Search code examples
pythonweb-scrapingpaginationtrustpilot

Trustpilot Reviews Scraper Pagination Not Working


I've been trying to scrape customer reviews about DoorDash from Trustpilot, from several pages, but for some reason, it only scrapes the first page over and over again (it seems that pagination isn't working)! Here's my code:

review_text=[]
review_score=[]
review_date=[]
review_title=[]

pages = np.arange(1, 10, 1)
for page in pages:
    page = requests.get("https://www.trustpilot.com/review/doordash.com" + "?page=" + str(page))
    sleep(randint(2,10))
    if response.status_code == 200:
        soup = bs4.BeautifulSoup(response.text)
        for rev in soup.find_all('div',class_="review-content"):
            nv = rev.find_all('p',class_= 'review-content__text')
            review = rev.p.text.strip() if len(nv) == True else '-'
            review_text.append(review)            
            date_json = json.loads(rev.find('script').string)
            date = date_json['publishedDate']
            review_date.append(date)
        for rev in soup.find_all('div',class_='star-rating star-rating--medium'):
            review_score.append(rev.find('img').get('alt'))
        for rev in soup.find_all('h2',class_='review-content__title'):
            review_title.append(rev.text.strip())
    else:
        print("Issue getting url")

Does anyone have any idea as to how I can fix this? (Everything else, aside from pagination, works perfectly) Thanks!


Solution

  • Pagination in Trustpilot is not done using page 1, page 2, you need to get the next page URL and scrape the content of it.

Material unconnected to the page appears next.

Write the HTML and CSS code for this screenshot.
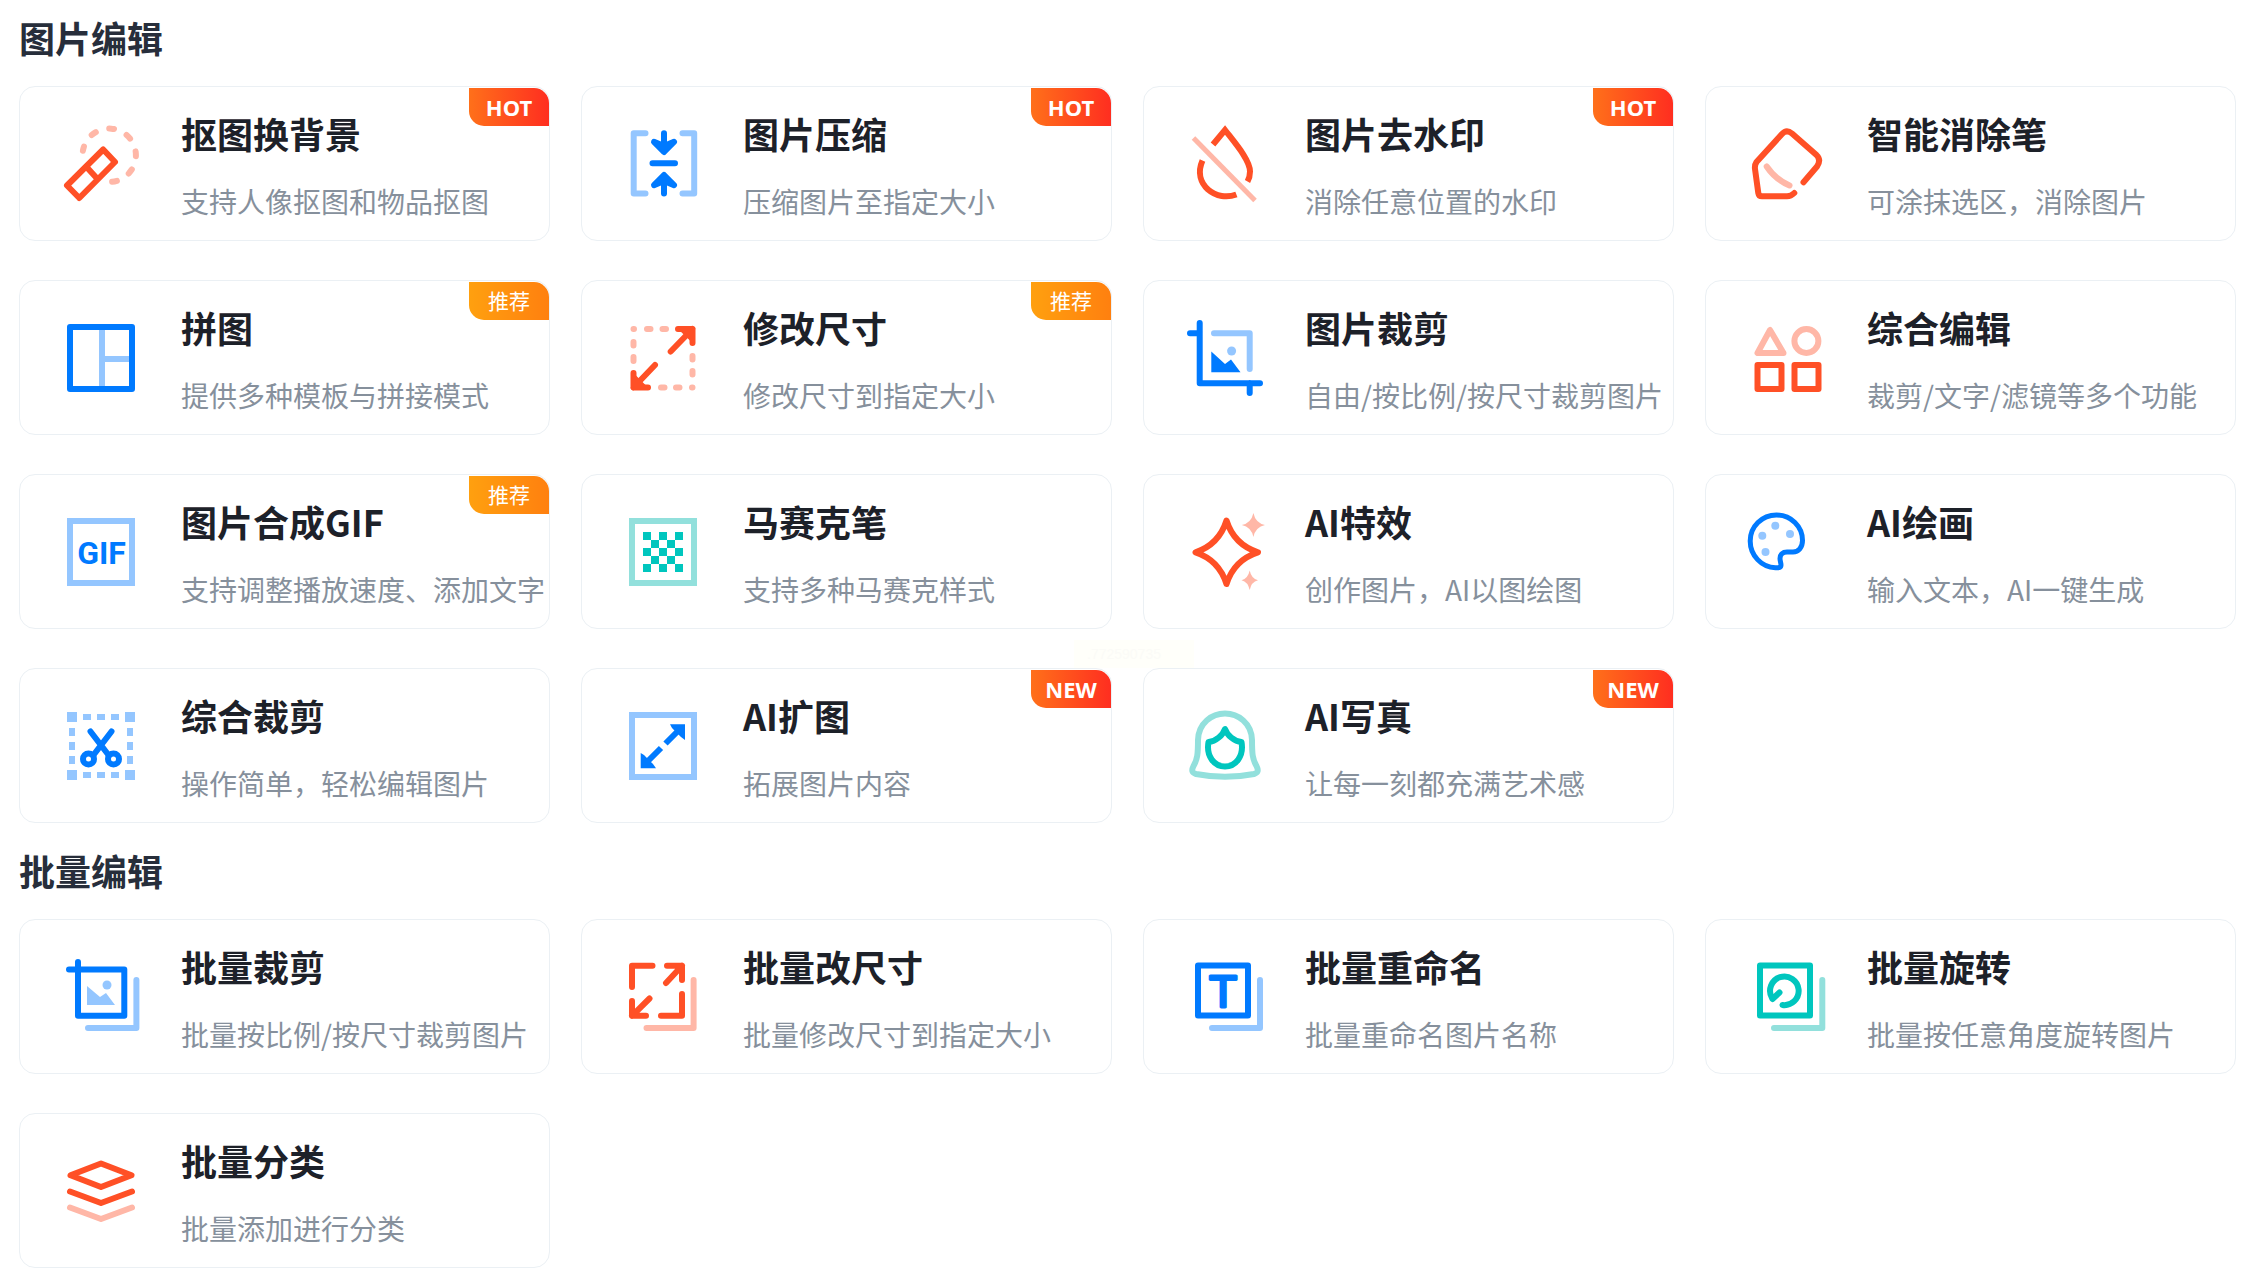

In this example, you can see how you can get the next page URL to use page scraping

    base_url = "https://trustpilot.com/review/doordash.com"
    general= "https://trustpilot.com"
    Numberpage=20
    for i in range(1,Numpages):
        page = requests.get(base_url, verify=False)
        tree = html.fromstring(page.content)
        next_page = tree.xpath("//a[contains(@class, 'next-page')]")
        if next_page:
            base_url = general + next_page[0].get('href')
        #place the function that collects reviews from one page here
        scrape_page(base_url)